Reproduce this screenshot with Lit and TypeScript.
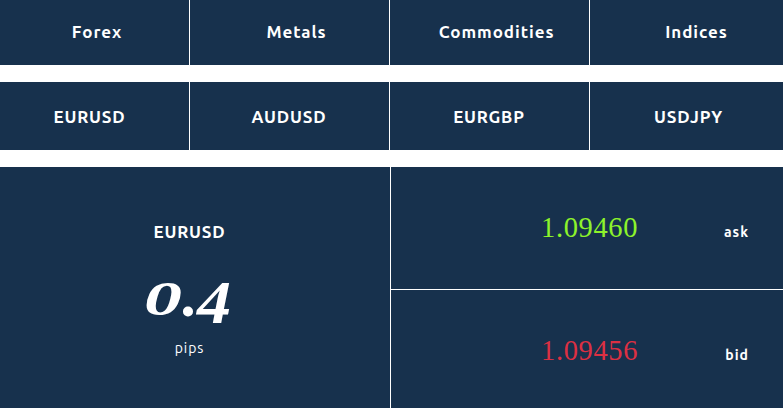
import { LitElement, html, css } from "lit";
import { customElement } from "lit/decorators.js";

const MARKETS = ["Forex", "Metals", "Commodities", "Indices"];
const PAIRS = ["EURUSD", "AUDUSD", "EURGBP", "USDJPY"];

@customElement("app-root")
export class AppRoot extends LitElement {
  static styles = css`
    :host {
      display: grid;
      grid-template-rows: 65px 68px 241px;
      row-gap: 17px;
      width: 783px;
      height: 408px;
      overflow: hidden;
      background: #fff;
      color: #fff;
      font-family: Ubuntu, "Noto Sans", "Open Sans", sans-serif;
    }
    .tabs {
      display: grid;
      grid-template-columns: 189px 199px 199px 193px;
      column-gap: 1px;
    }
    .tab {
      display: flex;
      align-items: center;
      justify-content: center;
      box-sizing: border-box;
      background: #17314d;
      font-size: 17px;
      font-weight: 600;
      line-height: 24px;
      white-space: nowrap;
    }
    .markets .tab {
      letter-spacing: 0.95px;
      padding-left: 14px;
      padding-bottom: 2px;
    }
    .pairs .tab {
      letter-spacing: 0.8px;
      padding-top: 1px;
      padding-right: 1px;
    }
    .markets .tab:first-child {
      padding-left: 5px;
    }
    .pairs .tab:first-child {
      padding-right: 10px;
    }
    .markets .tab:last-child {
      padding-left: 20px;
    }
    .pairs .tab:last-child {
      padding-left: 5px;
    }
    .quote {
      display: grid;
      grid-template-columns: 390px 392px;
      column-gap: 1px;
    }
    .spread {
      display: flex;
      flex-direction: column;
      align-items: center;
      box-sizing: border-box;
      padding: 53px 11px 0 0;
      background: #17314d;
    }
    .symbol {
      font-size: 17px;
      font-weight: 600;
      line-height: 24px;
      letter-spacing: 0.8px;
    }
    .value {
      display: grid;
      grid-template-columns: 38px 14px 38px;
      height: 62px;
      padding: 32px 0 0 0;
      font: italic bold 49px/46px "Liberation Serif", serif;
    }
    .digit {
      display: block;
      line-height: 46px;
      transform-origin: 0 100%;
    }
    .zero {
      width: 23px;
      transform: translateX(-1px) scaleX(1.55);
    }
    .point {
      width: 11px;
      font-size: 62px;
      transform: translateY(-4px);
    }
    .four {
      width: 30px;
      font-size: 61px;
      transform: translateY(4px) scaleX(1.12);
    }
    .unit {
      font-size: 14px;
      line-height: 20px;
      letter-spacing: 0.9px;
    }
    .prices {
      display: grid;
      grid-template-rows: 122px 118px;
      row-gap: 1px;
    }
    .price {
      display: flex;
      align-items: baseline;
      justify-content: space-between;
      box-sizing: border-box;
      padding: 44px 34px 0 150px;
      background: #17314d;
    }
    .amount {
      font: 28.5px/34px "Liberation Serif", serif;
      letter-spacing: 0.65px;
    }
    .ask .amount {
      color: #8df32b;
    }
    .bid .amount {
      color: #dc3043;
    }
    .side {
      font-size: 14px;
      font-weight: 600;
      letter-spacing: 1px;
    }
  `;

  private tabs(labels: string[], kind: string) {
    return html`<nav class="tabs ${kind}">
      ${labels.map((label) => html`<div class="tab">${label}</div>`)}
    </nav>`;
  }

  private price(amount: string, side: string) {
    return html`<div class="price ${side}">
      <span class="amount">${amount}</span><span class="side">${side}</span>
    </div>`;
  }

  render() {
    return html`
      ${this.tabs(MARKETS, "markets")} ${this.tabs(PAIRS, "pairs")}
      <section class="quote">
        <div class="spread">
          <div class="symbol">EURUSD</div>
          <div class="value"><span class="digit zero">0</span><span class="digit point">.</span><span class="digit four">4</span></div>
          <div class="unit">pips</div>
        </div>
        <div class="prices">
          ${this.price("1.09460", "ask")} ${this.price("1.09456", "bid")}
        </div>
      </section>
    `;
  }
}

........

• **Task description**: Keep the pictures out of the copy and write out the data exactly as it stands.

• **Written response**:
Reproduce this screenshot with Lit and TypeScript.
import { LitElement, html, css } from "lit";
import { customElement } from "lit/decorators.js";

const MARKETS = ["Forex", "Metals", "Commodities", "Indices"];
const PAIRS = ["EURUSD", "AUDUSD", "EURGBP", "USDJPY"];

@customElement("app-root")
export class AppRoot extends LitElement {
  static styles = css`
    :host {
      display: grid;
      grid-template-rows: 65px 68px 241px;
      row-gap: 17px;
      width: 783px;
      height: 408px;
      overflow: hidden;
      background: #fff;
      color: #fff;
      font-family: Ubuntu, "Noto Sans", "Open Sans", sans-serif;
    }
    .tabs {
      display: grid;
      grid-template-columns: 189px 199px 199px 193px;
      column-gap: 1px;
    }
    .tab {
      display: flex;
      align-items: center;
      justify-content: center;
      box-sizing: border-box;
      background: #17314d;
      font-size: 17px;
      font-weight: 600;
      line-height: 24px;
      white-space: nowrap;
    }
    .markets .tab {
      letter-spacing: 0.95px;
      padding-left: 14px;
      padding-bottom: 2px;
    }
    .pairs .tab {
      letter-spacing: 0.8px;
      padding-top: 1px;
      padding-right: 1px;
    }
    .markets .tab:first-child {
      padding-left: 5px;
    }
    .pairs .tab:first-child {
      padding-right: 10px;
    }
    .markets .tab:last-child {
      padding-left: 20px;
    }
    .pairs .tab:last-child {
      padding-left: 5px;
    }
    .quote {
      display: grid;
      grid-template-columns: 390px 392px;
      column-gap: 1px;
    }
    .spread {
      display: flex;
      flex-direction: column;
      align-items: center;
      box-sizing: border-box;
      padding: 53px 11px 0 0;
      background: #17314d;
    }
    .symbol {
      font-size: 17px;
      font-weight: 600;
      line-height: 24px;
      letter-spacing: 0.8px;
    }
    .value {
      display: grid;
      grid-template-columns: 38px 14px 38px;
      height: 62px;
      padding: 32px 0 0 0;
      font: italic bold 49px/46px "Liberation Serif", serif;
    }
    .digit {
      display: block;
      line-height: 46px;
      transform-origin: 0 100%;
    }
    .zero {
      width: 23px;
      transform: translateX(-1px) scaleX(1.55);
    }
    .point {
      width: 11px;
      font-size: 62px;
      transform: translateY(-4px);
    }
    .four {
      width: 30px;
      font-size: 61px;
      transform: translateY(4px) scaleX(1.12);
    }
    .unit {
      font-size: 14px;
      line-height: 20px;
      letter-spacing: 0.9px;
    }
    .prices {
      display: grid;
      grid-template-rows: 122px 118px;
      row-gap: 1px;
    }
    .price {
      display: flex;
      align-items: baseline;
      justify-content: space-between;
      box-sizing: border-box;
      padding: 44px 34px 0 150px;
      background: #17314d;
    }
    .amount {
      font: 28.5px/34px "Liberation Serif", serif;
      letter-spacing: 0.65px;
    }
    .ask .amount {
      color: #8df32b;
    }
    .bid .amount {
      color: #dc3043;
    }
    .side {
      font-size: 14px;
      font-weight: 600;
      letter-spacing: 1px;
    }
  `;

  private tabs(labels: string[], kind: string) {
    return html`<nav class="tabs ${kind}">
      ${labels.map((label) => html`<div class="tab">${label}</div>`)}
    </nav>`;
  }

  private price(amount: string, side: string) {
    return html`<div class="price ${side}">
      <span class="amount">${amount}</span><span class="side">${side}</span>
    </div>`;
  }

  render() {
    return html`
      ${this.tabs(MARKETS, "markets")} ${this.tabs(PAIRS, "pairs")}
      <section class="quote">
        <div class="spread">
          <div class="symbol">EURUSD</div>
          <div class="value"><span class="digit zero">0</span><span class="digit point">.</span><span class="digit four">4</span></div>
          <div class="unit">pips</div>
        </div>
        <div class="prices">
          ${this.price("1.09460", "ask")} ${this.price("1.09456", "bid")}
        </div>
      </section>
    `;
  }
}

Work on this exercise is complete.